(Work to do):
Using the listing below, copy every line that mentions "TypeScript".

(Given records):

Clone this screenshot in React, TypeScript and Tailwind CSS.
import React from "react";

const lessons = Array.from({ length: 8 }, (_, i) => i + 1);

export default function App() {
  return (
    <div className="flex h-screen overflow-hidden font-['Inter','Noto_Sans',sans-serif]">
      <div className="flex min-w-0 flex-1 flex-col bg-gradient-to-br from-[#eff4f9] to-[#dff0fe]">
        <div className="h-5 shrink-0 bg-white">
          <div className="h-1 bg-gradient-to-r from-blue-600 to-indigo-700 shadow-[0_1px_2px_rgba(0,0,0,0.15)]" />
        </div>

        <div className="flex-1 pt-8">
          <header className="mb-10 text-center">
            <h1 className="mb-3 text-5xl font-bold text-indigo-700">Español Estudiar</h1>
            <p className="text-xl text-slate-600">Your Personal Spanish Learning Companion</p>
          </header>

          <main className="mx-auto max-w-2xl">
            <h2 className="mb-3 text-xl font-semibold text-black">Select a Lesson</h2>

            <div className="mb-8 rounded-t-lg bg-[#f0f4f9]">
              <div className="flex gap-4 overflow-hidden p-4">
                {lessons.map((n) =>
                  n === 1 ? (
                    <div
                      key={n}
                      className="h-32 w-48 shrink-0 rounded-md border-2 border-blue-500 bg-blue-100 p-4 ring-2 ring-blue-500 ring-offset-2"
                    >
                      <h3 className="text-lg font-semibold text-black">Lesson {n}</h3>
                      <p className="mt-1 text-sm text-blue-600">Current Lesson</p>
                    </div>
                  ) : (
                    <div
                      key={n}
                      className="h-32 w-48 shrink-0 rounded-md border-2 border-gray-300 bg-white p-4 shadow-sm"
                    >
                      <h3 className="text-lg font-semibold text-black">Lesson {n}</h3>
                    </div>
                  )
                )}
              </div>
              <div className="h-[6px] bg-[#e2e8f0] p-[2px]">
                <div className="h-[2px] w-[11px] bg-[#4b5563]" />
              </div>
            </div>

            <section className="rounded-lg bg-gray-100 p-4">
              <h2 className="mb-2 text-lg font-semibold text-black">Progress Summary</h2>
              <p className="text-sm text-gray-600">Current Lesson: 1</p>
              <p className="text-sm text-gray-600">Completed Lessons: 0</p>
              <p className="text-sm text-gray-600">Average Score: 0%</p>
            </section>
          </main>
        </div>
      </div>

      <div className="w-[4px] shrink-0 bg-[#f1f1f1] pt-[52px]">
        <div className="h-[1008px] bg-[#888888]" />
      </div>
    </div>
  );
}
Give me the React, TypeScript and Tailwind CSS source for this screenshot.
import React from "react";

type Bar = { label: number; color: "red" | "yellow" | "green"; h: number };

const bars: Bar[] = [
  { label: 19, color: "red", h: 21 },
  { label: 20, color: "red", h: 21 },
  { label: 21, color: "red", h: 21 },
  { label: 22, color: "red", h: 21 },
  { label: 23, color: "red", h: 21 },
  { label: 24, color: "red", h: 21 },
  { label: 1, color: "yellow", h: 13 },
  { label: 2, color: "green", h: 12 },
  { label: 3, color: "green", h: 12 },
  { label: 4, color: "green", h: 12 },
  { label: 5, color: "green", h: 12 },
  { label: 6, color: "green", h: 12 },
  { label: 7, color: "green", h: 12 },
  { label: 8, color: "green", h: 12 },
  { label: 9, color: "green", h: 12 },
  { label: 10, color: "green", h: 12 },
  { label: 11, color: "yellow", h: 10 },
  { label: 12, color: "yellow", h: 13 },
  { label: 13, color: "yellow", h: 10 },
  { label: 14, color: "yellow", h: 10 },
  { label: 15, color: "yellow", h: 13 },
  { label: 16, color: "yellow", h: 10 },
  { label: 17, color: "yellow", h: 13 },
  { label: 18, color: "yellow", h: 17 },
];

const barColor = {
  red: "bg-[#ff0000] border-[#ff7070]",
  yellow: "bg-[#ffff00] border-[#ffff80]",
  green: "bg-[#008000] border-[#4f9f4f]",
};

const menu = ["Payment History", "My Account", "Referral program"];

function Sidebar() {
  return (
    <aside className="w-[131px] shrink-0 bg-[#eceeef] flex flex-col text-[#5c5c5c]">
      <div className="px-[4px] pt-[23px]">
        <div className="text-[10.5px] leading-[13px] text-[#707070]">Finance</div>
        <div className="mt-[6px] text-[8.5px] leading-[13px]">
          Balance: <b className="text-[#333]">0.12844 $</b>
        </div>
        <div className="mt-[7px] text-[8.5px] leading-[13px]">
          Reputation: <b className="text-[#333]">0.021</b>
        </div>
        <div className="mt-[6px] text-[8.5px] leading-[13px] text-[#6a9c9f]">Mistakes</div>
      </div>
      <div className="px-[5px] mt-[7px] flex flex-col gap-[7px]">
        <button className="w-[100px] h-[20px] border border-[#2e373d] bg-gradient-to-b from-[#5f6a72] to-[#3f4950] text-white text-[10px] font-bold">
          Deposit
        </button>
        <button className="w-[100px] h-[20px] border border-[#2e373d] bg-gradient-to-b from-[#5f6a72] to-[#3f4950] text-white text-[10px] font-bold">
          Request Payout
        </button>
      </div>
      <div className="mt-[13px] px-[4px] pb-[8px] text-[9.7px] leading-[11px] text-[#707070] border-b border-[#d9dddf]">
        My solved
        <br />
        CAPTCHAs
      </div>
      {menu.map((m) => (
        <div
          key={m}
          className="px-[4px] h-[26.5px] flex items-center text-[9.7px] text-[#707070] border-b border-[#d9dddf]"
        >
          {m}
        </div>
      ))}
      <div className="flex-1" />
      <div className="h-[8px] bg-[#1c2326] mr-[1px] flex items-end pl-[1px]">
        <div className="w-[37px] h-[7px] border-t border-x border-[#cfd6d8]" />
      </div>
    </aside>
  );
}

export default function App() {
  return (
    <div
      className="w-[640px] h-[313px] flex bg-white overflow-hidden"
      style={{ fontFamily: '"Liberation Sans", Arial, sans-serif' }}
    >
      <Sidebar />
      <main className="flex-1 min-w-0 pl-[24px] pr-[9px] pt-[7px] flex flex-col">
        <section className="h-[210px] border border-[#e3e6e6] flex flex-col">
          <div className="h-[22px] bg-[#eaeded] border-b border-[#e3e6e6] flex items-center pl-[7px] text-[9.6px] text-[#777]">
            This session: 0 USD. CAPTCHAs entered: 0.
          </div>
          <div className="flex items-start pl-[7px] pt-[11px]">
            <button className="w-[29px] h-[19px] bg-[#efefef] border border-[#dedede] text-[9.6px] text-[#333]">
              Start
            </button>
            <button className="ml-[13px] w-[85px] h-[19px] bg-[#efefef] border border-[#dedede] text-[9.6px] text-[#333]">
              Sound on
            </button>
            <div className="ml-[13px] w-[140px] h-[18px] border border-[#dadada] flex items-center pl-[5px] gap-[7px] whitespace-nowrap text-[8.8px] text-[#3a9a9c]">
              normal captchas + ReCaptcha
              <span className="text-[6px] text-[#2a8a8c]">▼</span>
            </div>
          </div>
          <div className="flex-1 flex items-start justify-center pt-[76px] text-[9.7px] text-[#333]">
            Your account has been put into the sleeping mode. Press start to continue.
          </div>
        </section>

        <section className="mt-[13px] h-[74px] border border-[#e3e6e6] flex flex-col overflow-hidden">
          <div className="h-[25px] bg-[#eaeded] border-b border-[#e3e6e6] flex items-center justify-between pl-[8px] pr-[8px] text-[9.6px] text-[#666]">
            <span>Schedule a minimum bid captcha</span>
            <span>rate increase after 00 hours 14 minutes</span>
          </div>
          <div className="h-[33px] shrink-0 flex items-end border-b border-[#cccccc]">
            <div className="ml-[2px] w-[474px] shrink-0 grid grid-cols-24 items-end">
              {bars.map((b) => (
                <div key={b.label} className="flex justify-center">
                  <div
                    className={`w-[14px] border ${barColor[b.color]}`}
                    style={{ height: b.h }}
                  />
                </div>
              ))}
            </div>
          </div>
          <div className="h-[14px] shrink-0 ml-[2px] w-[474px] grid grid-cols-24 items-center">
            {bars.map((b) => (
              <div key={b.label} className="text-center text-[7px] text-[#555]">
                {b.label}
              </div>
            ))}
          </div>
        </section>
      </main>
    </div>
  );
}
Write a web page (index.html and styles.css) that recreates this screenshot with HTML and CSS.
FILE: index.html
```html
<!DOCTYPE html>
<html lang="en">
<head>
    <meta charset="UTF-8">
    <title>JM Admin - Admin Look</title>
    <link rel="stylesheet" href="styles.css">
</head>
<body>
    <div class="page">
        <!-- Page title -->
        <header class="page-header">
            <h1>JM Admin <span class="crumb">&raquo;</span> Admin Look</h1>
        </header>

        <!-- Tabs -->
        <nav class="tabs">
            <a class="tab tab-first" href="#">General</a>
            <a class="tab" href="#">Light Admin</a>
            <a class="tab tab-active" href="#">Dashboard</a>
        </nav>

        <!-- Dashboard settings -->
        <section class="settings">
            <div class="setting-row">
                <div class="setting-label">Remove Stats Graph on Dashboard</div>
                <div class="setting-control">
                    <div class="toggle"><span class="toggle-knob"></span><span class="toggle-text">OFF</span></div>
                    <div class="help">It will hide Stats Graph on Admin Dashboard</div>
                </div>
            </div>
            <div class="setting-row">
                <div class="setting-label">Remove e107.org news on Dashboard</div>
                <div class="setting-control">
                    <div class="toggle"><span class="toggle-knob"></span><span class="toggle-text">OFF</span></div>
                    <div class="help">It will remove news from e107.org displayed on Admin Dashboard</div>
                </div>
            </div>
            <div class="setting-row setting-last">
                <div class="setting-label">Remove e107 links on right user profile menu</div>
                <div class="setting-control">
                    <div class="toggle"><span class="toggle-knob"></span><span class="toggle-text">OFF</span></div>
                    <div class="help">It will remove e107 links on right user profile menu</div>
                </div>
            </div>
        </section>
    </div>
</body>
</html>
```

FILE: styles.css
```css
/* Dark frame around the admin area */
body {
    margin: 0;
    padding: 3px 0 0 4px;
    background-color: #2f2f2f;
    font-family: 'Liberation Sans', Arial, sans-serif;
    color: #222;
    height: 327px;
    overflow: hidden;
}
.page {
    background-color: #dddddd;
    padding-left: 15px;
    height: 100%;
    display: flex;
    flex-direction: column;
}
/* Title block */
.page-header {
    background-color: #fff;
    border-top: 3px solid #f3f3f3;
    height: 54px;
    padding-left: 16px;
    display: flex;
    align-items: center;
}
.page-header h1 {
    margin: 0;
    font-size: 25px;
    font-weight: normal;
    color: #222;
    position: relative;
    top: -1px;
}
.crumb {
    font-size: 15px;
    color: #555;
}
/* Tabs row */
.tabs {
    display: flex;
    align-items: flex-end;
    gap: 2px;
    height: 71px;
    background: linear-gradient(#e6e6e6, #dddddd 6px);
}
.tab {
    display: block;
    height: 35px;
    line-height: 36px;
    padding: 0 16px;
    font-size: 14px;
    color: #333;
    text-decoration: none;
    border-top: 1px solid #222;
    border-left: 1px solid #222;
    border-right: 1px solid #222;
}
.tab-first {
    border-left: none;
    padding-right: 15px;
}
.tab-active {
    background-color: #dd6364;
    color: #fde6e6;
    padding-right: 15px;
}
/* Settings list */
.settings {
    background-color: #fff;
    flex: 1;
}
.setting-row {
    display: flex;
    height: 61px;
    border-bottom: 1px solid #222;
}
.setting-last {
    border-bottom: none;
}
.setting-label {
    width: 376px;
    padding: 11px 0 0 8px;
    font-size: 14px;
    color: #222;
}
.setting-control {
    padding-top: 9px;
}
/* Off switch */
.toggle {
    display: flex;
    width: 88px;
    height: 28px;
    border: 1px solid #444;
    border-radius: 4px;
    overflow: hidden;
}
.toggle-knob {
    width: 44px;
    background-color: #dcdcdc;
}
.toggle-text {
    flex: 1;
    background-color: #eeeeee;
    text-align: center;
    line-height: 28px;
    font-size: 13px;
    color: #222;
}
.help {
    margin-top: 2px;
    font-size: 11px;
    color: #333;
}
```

(Correct output):
Clone this screenshot in React, TypeScript and Tailwind CSS.
Give me the React, TypeScript and Tailwind CSS source for this screenshot.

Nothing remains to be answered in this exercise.